Is Heisman Trophy Travis Hunter’s to lose? Only Deion Sanders can stop CU Buffs star.

BOULDER — Only one man in the free world can stop Travis Hunter. And that’s Deion Sanders.

“He gets upset,” Sanders, coach of the No. 22 CU Buffs and king of the college football world, said Tuesday. “Like I told he and (CU running back) Dylan (Edwards), ‘I don’t want to see (you) practicing until Wednesday.’ So they’re gonna start work (Wednesday), which gives them a few days off to get their body recuperated.”

TH12 set college football back years in Week 1. And by years, we mean decades. According to charting, the lithe, smooth, 6-foot-1 sophomore celebrated his Buffs debut by kicking it old-school, logging 144 snaps for CU — 80 at cornerback and 64 at wide receiver.

Context: The NCAA record for FBS team offensive plays a game is 118. The FBS mark for combined plays, by two teams, is 209.

“He’s different, as the young folks say,” Coach Prime said. “He’s phenomenal.”

He’s the bar. You want to talk Power 5 statements? Try 119 receiving yards on the road against the defending natonal runner-up, 11 catches, one interception, one pass break-up If the Heisman Trophy means what it says on the base and goes to the most outstanding college football player in the country, that’s easy.

There’s Hunter. Then there’s a hole you drive Russell Wilson’s Ram 2500 through. Then there’s everybody else.

“He’s a freak athlete,” TCU offensive lineman Patrick Willis, who played with Hunter last fall at Jackson State, told me last week before the Buffs tussled with the Frogs in Fort Worth. “He’s a great kid. He’s doesn’t go out to parties … doesn’t go out to (clubs) and do any of that stuff.

“Travis plays football, goes home, stays in, has fun at home. He’s one of those guys who just loves the game of football. He’s uber-talented. He can do anything on the field, offensively, defensively, and he’s just a good kid. He’s a great kid to be around.”

Willis also said Shedeur Sanders was legit; that Coach Prime cares more about offensive line play than you think; and that CU had the goods to be all kinds of scary, right from the jump.

Three for three.

“(Hunter’s potential), I think, is high,” Patrick continued, “and I expect good things from him this year. I’m rooting for him.”

Hunter’s on a pace for nearly 1,750 snaps this season. If he gets there, the kid’s not just a freak. He’s a cyborg. For all the hand-wringing on social media and on the talk shows Tuesday about “load management” and “burnout,” keep two things in mind before you start shaking a fist at the nearest cloud.

One, Hunter is only 20. Two, Sanders already has a pitch count in mind for his best player.

“You have so many young men in high school that play both ways and all these (college) coaches promised them this, that, (and) ‘You’re gonna be able to continue to do that when you come to this institution,’” Coach Prime said. “And they’re just (saying) it to get them (to come). I haven’t seen it. I just haven’t seen it happen. And I told (Hunter), ‘I’m not hard to find, I know how to do it. I know how to monitor it. I know how to make sure that you’re where you need to be.’
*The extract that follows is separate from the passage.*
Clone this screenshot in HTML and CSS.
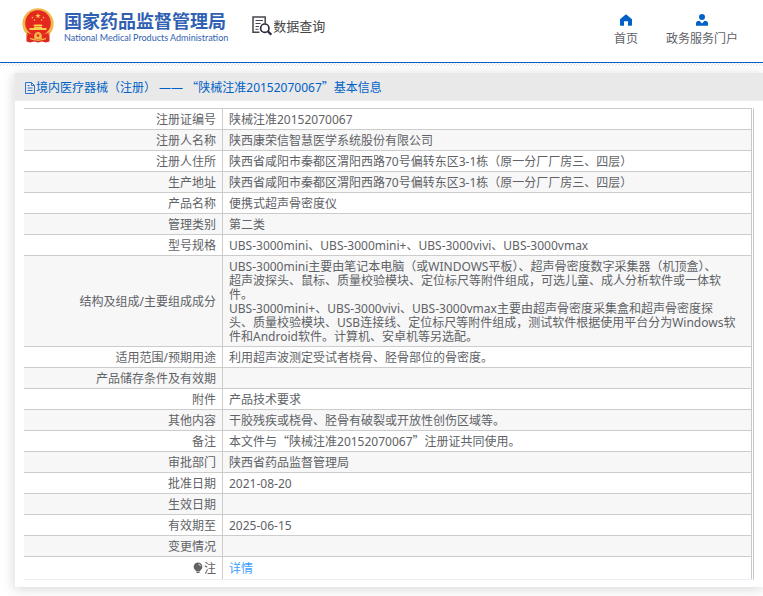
FILE: index.html
```html
<!DOCTYPE html>
<html lang="zh-CN">

<head>
    <meta charset="UTF-8">
    <meta name="viewport" content="width=device-width, initial-scale=1.0">
    <title>国家药品监督管理局 数据查询</title>
    <link rel="stylesheet" href="styles.css">
</head>

<body>
    <header class="header">
        <a class="logo" href="#">
            <svg class="emblem" viewBox="0 0 32 35" aria-hidden="true">
                <path d="M4.5 24 L4.5 33.5 L8 34.5 L12 33.5 L16 34.5 L20 33.5 L24 34.5 L27.5 33.5 L27.5 24 Z" fill="#dd2a20" />
                <circle cx="16" cy="15.8" r="15.6" fill="#f0b84c" />
                <circle cx="16" cy="15" r="12.8" fill="#e5281e" />
                <path d="M16 5 L16.7 7 H18.8 L17.1 8.3 L17.7 10.3 L16 9.1 L14.3 10.3 L14.9 8.3 L13.2 7 H15.3 Z" fill="#f6cf4f" />
                <g fill="#f6cf4f">
                    <circle cx="10.5" cy="9.5" r="0.8" />
                    <circle cx="12.4" cy="12" r="0.8" />
                    <circle cx="19.6" cy="12" r="0.8" />
                    <circle cx="21.5" cy="9.5" r="0.8" />
                    <path d="M11 18 L12.5 16.6 H19.5 L21 18 Z M12 18.6 H20 V20 H24.5 V22 H7.5 V20 H12 Z" />
                </g>
                <path d="M5 24.5 Q10 27 12.5 26.5 L12 31 L6 29 Z M27 24.5 Q22 27 19.5 26.5 L20 31 L26 29 Z" fill="#e5281e" />
                <circle cx="16" cy="27.5" r="3.6" fill="#f0b84c" />
                <circle cx="16" cy="27.5" r="1.3" fill="#e5281e" />
                <path d="M8 30.5 Q16 34 24 30.5" fill="none" stroke="#f6cf4f" stroke-width="1.2" />
            </svg>
            <span class="logo-text">
                <span class="logo-cn">国家药品监督管理局</span>
                <span class="logo-en">National Medical Products Administration</span>
            </span>
        </a>
        <a class="search-title" href="#">
            <svg class="search-icon" viewBox="0 0 20 20" aria-hidden="true">
                <path d="M7.5 16.2 H1 V1 H13.2 V7.5" fill="none" stroke="#45454f" stroke-width="1.5" />
                <path d="M3.5 4.5 H11 M3.5 7.5 H8.5 M3.5 10.5 H7 M3.5 13.2 H6.5" stroke="#45454f" stroke-width="1.1" />
                <circle cx="12.8" cy="12.2" r="4.2" fill="none" stroke="#2b2b40" stroke-width="1.7" />
                <path d="M15.8 15.2 L19.3 18.6" stroke="#2b2b40" stroke-width="2.2" />
            </svg>
            <span>数据查询</span>
        </a>
        <nav class="nav">
            <a href="#">
                <svg class="nav-icon" viewBox="0 0 12 12" aria-hidden="true">
                    <path d="M6 0.3 L12 5.2 V11 Q12 11.7 11.3 11.7 H8 V7.2 H4 V11.7 H0.7 Q0 11.7 0 11 V5.2 Z" fill="#0061c6" />
                </svg>
                <span>首页</span>
            </a>
            <a href="#">
                <svg class="nav-icon" viewBox="0 0 12 12" aria-hidden="true">
                    <circle cx="6" cy="3" r="3" fill="#0061c6" />
                    <path d="M0 11.8 V9.5 Q0 6.8 3.5 6.8 L6 9.5 L8.5 6.8 Q12 6.8 12 9.5 V11.8 Z" fill="#0061c6" />
                </svg>
                <span>政务服务门户</span>
            </a>
        </nav>
    </header>
    <div class="stripe"></div>

    <main class="card">
        <h1 class="card-header">
            <svg class="doc-icon" viewBox="0 0 12 12" aria-hidden="true">
                <path d="M1.5 0.5 H7.5 L10.5 3.5 V11.5 H1.5 Z M7.5 0.5 V3.5 H10.5 M3.5 3.5 H5.5 M3.5 6 H8.5 M3.5 8.5 H8.5" fill="none" stroke="#2f74cc" />
            </svg>
            <span>境内医疗器械（注册） —— <span class="quote">“</span>陕械注准20152070067<span class="quote">”</span>基本信息</span>
        </h1>
        <div class="card-body">
            <table class="info">
                <tbody>
                    <tr><th scope="row">注册证编号</th><td>陕械注准20152070067</td></tr>
                    <tr><th scope="row">注册人名称</th><td>陕西康荣信智慧医学系统股份有限公司</td></tr>
                    <tr><th scope="row">注册人住所</th><td>陕西省咸阳市秦都区渭阳西路70号偏转东区3-1栋（原一分厂厂房三、四层）</td></tr>
                    <tr><th scope="row">生产地址</th><td>陕西省咸阳市秦都区渭阳西路70号偏转东区3-1栋（原一分厂厂房三、四层）</td></tr>
                    <tr><th scope="row">产品名称</th><td>便携式超声骨密度仪</td></tr>
                    <tr><th scope="row">管理类别</th><td>第二类</td></tr>
                    <tr><th scope="row">型号规格</th><td>UBS-3000mini、UBS-3000mini+、UBS-3000vivi、UBS-3000vmax</td></tr>
                    <tr>
                        <th scope="row">结构及组成/主要组成成分</th>
                        <td>
                            UBS-3000mini主要由笔记本电脑（或WINDOWS平板）、超声骨密度数字采集器（机顶盒）、<br>
                            超声波探头、鼠标、质量校验模块、定位标尺等附件组成，可选儿童、成人分析软件或一体软<br>
                            件。<br>
                            UBS-3000mini+、UBS-3000vivi、UBS-3000vmax主要由超声骨密度采集盒和超声骨密度探<br>
                            头、质量校验模块、USB连接线、定位标尺等附件组成，测试软件根据使用平台分为Windows软<br>
                            件和Android软件。计算机、安卓机等另选配。
                        </td>
                    </tr>
                    <tr><th scope="row">适用范围/预期用途</th><td>利用超声波测定受试者桡骨、胫骨部位的骨密度。</td></tr>
                    <tr><th scope="row">产品储存条件及有效期</th><td></td></tr>
                    <tr><th scope="row">附件</th><td>产品技术要求</td></tr>
                    <tr><th scope="row">其他内容</th><td>干胶残疾或桡骨、胫骨有破裂或开放性创伤区域等。</td></tr>
                    <tr><th scope="row">备注</th><td>本文件与<span class="quote">“</span>陕械注准20152070067<span class="quote">”</span>注册证共同使用。</td></tr>
                    <tr><th scope="row">审批部门</th><td>陕西省药品监督管理局</td></tr>
                    <tr><th scope="row">批准日期</th><td>2021-08-20</td></tr>
                    <tr><th scope="row">生效日期</th><td></td></tr>
                    <tr><th scope="row">有效期至</th><td>2025-06-15</td></tr>
                    <tr><th scope="row">变更情况</th><td></td></tr>
                    <tr class="note">
                        <th scope="row">
                            <svg class="bulb-icon" viewBox="0 0 10 12" aria-hidden="true">
                                <path d="M5 0.5 A4.3 4.3 0 0 1 7.5 8.3 L6.8 9.5 H3.2 L2.5 8.3 A4.3 4.3 0 0 1 5 0.5 Z M3.5 10 H6.5 V11 H3.5 Z" fill="#606266" />
                                <path d="M5.5 2.2 Q7.3 2.5 7.6 4.3" fill="none" stroke="#fff" stroke-width="0.8" />
                            </svg>注
                        </th>
                        <td><a class="detail" href="#">详情</a></td>
                    </tr>
                </tbody>
            </table>
        </div>
    </main>
</body>

</html>
```
FILE: styles.css
```css
body {
    margin: 0;
    background-color: #fff;
    color: #606266;
    font-family: "Noto Sans", "Noto Sans CJK SC", sans-serif;
    font-size: 12px;
    line-height: 14px;
}

a {
    color: inherit;
    text-decoration: none;
}

svg {
    flex: none;
}

.header {
    display: flex;
    align-items: flex-start;
    box-sizing: border-box;
    height: 63px;
    padding: 8px 25px 0 22px;
    border-bottom: 1px solid #0061c6;
}

.logo {
    display: flex;
    gap: 10px;
}

.emblem {
    width: 32px;
    height: 35px;
}

.logo-text {
    display: flex;
    flex-direction: column;
    padding-top: 3px;
    color: #305fb3;
    white-space: nowrap;
}

.logo-cn {
    font-size: 18px;
    font-weight: bold;
    line-height: 20px;
}

.logo-en {
    font-family: Lato, sans-serif;
    font-size: 9px;
    line-height: 14px;
}

.search-title {
    display: flex;
    align-items: center;
    gap: 1px;
    margin-left: 24px;
    padding-top: 8px;
    color: #444;
    font-size: 13px;
    line-height: 20px;
}

.search-icon {
    width: 20px;
    height: 20px;
}

.nav {
    display: flex;
    gap: 28px;
    margin-left: auto;
    padding-top: 6px;
}

.nav a {
    display: flex;
    flex-direction: column;
    align-items: center;
    gap: 6px;
}

.nav-icon {
    width: 12px;
    height: 12px;
}

/* fine hatching under the header line */
.stripe {
    height: 3px;
    background: linear-gradient(135deg, #fff 40%, #e0e0e0 40%, #e0e0e0 60%, #fff 60%) 0 0 / 3px 3px;
}

.card {
    margin: 7px 0 9px 14px;
    border-left: 1px solid #ebeef5;
    box-shadow: 0 2px 12px rgba(0, 0, 0, 0.16);
}

.card-header {
    display: flex;
    align-items: center;
    margin: 0;
    padding: 8px 9px 5px;
    border-bottom: 1px solid #ebeef5;
    background-color: #e9e9e9;
    color: #0061c6;
    font-size: 12px;
    font-weight: normal;
    line-height: 14px;
}

.doc-icon {
    width: 12px;
    height: 12px;
}

/* full-width Chinese quotation marks */
.quote {
    font-family: "Noto Sans CJK SC", sans-serif;
    line-height: 0;
}

.card-body {
    padding: 7px 9px;
}

.info {
    width: 100%;
    padding-right: 1px;
    border-right: 1px solid #c8c8cf;
    border-bottom: 1px solid #ebeef5;
    border-spacing: 0;
}

.info th,
.info td {
    height: 14px;
    padding: 4px 6px 2px;
    border-top: 1px solid #ccc;
    font-weight: normal;
}

.info th {
    width: 186px;
    text-align: right;
}

.info td {
    border-right: 1px solid #c8c8cf;
    border-left: 1px solid #ccc;
}

.info tr:nth-child(even) {
    background-color: #f7f7f7;
}

.info .note th,
.info .note td {
    padding: 5px 6px 3px;
}

.bulb-icon {
    width: 10px;
    height: 12px;
    margin-right: 1px;
    vertical-align: -1px;
}

.detail {
    color: #409eff;
}
```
“But the rule I have (is), you must be dominant on one side of the ball before I allow you to go to the other side. You must be dominant. And I feel as though Travis had proved his dominance on either side of the ball. And he’s in incredible shape as well.”

It’s Huskers Week, and we know Deion and Shedeur Sanders have already sussed out what that means around here. Speaking of the Big Red, former Huskers defensive great Ndamukong Suh in 2009 received 161 first-place votes for the Heisman. Mine was one of them.

Sorry, Mark Ingram. You, too, Toby Gerhart. Suh was a one-man wrecking crew, unblockable as a defensive lineman and unmissable in his offensive cameos.

You know what?

Hunter’s better.

“(Heisman voters), they want action,” Coach Prime continued. “They want to see plays made. And it’s hard to make plays (as a cornerback) when the play is not designed for you to make it.

“You’ve gotta be so aggressive and so dominant, as a Charles Woodson was, to be able to command that type of attention, and make those type of plays where you actually win the Heisman.

“Just having the audacity to get on the offensive side of the ball and be dominant, that gives (Hunter) the upper hand. He’s tremendous.”

He’s different. Like Michael Jordan and Dean Smith at North Carolina, the only limits on No. 12 are in the hands of the coach and the system.

Only one guy can stop Hunter. And based on that smile he flashed at the Champions Center on Tuesday, Coach Prime’s having too much darn fun to spoil the party now.